▸ WHAT YOU HAVE TO DO
Using the listing beneath this task, count the lines with the word "styles" and write only the result.

▸ DATASET SECTION
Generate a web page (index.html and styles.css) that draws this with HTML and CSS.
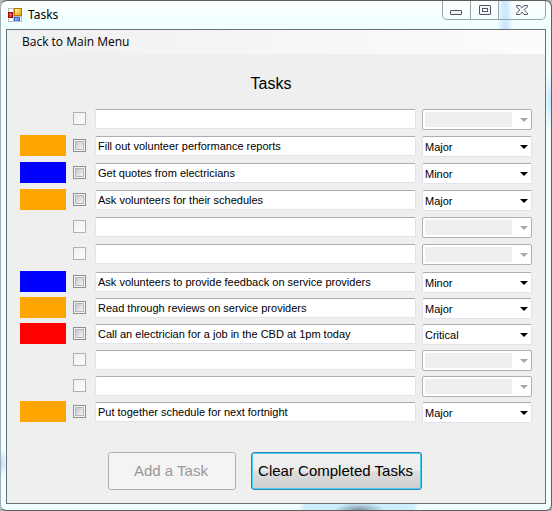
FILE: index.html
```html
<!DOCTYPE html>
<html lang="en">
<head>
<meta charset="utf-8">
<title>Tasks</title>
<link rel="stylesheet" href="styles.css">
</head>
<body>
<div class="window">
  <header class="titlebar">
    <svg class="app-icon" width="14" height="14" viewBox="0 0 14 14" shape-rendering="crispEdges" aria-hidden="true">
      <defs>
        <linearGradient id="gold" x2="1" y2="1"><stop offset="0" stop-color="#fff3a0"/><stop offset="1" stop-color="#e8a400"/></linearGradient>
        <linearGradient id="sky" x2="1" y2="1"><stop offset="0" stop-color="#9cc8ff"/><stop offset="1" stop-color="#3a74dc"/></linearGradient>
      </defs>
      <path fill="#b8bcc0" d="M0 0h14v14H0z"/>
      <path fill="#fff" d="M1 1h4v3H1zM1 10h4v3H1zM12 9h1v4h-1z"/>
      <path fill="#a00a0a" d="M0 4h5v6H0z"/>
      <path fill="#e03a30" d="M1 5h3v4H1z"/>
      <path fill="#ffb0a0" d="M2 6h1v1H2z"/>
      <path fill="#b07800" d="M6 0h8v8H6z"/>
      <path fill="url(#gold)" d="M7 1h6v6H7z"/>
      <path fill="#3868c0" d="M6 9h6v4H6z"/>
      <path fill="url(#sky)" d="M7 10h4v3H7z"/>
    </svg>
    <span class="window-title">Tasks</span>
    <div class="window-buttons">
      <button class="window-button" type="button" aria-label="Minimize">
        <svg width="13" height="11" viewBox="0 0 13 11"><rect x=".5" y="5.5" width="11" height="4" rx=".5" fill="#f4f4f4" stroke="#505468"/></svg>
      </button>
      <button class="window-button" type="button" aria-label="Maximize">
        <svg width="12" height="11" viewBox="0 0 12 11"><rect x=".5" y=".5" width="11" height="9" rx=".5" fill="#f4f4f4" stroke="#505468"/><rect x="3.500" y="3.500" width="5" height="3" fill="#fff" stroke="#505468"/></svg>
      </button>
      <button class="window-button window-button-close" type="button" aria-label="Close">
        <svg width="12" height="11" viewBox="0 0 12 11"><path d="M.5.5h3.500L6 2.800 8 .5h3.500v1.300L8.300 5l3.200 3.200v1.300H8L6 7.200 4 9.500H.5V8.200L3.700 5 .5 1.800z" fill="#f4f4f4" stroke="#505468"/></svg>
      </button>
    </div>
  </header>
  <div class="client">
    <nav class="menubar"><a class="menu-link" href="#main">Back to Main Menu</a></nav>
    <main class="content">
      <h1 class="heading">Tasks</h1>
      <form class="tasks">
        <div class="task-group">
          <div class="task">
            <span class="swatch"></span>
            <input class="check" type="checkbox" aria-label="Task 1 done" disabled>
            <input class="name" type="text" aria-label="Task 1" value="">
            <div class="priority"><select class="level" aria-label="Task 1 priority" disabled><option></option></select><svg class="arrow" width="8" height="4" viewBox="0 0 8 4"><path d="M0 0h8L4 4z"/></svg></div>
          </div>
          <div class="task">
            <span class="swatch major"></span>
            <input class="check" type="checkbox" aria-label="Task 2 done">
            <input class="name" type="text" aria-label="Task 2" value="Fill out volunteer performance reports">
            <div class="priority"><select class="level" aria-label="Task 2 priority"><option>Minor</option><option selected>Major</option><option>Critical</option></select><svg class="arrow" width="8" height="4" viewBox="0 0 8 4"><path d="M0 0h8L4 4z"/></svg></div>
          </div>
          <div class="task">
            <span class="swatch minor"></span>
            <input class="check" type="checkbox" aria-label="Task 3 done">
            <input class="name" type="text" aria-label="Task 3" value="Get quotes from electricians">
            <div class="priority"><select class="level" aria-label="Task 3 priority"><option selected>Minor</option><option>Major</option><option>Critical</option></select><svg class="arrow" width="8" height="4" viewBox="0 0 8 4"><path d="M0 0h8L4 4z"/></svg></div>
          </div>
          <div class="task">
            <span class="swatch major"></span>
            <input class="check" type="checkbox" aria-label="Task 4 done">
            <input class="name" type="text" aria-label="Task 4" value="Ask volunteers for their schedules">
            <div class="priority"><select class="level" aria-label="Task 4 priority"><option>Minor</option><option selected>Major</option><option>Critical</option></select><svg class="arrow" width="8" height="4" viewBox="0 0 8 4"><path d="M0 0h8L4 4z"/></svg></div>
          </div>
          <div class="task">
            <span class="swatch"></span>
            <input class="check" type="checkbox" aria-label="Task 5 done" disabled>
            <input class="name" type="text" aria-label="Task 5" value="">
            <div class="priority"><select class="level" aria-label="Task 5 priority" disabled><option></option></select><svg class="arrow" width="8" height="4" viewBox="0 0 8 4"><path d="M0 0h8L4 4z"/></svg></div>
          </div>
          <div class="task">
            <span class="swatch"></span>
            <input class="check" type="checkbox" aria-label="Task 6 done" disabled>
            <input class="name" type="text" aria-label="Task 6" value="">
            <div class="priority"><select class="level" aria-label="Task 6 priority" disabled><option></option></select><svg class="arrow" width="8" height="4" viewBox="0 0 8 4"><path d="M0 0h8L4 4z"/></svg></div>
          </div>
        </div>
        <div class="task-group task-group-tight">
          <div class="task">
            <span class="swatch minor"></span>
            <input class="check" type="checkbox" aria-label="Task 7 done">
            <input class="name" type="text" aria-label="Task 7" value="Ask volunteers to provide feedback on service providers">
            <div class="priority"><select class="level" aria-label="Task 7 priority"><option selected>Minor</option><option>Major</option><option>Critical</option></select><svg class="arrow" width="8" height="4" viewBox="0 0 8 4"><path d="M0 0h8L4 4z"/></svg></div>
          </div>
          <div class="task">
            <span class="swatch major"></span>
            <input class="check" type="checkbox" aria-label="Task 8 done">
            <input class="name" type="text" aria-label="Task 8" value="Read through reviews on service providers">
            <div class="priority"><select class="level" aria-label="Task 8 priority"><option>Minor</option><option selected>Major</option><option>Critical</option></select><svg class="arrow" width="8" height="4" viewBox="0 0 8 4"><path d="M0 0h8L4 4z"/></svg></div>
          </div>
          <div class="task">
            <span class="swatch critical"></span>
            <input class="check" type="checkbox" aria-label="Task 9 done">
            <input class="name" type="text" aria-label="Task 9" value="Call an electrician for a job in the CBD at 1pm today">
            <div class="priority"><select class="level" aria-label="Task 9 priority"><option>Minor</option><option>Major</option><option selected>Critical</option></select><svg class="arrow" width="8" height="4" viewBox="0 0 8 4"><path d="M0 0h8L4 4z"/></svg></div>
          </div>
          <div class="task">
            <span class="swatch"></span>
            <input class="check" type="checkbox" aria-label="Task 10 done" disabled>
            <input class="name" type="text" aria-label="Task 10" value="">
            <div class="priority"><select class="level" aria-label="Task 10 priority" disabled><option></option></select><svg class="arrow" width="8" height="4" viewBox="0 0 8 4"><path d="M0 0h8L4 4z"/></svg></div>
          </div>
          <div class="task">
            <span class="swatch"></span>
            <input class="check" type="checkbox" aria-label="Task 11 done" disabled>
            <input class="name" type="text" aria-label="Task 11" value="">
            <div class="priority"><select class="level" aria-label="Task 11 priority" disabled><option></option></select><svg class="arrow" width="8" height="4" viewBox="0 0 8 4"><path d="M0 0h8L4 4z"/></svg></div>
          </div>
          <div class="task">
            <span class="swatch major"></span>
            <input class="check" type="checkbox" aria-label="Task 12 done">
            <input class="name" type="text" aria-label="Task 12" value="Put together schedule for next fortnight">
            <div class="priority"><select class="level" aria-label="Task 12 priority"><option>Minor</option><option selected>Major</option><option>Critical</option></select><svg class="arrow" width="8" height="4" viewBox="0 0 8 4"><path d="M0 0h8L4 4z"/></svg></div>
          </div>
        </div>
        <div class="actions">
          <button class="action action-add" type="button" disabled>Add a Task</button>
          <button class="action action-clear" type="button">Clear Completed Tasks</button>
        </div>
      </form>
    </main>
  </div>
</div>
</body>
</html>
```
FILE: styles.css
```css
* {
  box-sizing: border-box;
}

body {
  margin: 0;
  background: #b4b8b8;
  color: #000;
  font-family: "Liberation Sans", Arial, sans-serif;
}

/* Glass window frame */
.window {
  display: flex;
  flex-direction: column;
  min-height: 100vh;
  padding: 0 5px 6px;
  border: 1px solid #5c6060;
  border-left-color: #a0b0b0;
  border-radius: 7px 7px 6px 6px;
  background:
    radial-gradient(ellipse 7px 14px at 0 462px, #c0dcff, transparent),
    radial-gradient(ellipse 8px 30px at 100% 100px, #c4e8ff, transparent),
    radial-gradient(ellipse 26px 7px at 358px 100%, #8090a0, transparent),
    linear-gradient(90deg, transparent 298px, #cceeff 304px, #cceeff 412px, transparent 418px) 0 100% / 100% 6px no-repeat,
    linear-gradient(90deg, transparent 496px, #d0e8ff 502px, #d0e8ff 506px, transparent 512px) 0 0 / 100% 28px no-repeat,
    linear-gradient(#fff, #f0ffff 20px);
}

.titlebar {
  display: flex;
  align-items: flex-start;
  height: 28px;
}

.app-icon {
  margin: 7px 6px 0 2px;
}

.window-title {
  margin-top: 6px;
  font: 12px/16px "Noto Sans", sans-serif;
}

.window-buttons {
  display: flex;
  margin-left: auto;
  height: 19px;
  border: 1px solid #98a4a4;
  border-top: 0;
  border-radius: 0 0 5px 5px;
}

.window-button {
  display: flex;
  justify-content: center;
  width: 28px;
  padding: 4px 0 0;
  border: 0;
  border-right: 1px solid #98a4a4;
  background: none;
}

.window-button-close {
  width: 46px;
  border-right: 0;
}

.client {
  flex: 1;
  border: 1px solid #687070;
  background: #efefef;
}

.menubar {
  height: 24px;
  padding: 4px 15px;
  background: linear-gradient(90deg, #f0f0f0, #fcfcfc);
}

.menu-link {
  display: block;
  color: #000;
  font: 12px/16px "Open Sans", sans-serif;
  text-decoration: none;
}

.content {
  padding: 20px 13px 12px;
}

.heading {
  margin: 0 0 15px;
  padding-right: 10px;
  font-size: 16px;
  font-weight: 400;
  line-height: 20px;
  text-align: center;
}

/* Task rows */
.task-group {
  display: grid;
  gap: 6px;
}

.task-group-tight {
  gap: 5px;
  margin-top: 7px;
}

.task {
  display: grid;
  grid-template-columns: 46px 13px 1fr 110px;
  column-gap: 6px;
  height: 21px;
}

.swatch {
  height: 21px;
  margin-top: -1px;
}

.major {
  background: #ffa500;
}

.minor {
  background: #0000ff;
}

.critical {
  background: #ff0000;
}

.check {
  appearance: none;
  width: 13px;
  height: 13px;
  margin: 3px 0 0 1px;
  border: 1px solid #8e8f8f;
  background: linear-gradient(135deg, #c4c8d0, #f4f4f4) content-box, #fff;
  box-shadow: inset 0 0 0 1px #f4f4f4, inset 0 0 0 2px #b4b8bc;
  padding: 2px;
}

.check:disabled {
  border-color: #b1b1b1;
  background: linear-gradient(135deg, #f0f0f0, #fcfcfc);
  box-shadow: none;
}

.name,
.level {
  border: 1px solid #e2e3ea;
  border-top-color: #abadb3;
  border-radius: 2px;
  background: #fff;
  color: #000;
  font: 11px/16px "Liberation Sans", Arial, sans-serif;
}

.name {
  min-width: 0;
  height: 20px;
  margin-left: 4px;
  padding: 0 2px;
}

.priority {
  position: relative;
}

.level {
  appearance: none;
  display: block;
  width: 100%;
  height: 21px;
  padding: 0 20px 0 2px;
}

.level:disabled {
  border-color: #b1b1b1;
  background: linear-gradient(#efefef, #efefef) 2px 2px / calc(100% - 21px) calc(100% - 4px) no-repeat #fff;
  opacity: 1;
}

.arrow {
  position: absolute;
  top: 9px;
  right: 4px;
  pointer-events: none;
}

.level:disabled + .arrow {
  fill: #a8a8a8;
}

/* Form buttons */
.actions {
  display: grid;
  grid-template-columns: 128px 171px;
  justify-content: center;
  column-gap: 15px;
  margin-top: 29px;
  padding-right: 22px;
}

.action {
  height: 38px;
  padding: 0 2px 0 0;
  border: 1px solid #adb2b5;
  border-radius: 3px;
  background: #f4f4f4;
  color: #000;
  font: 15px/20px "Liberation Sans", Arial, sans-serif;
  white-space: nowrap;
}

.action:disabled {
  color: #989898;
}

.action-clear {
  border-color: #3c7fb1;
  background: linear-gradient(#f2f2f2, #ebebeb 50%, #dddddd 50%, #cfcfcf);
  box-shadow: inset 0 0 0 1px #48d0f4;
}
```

▸ ANSWER TO THIS TASK
3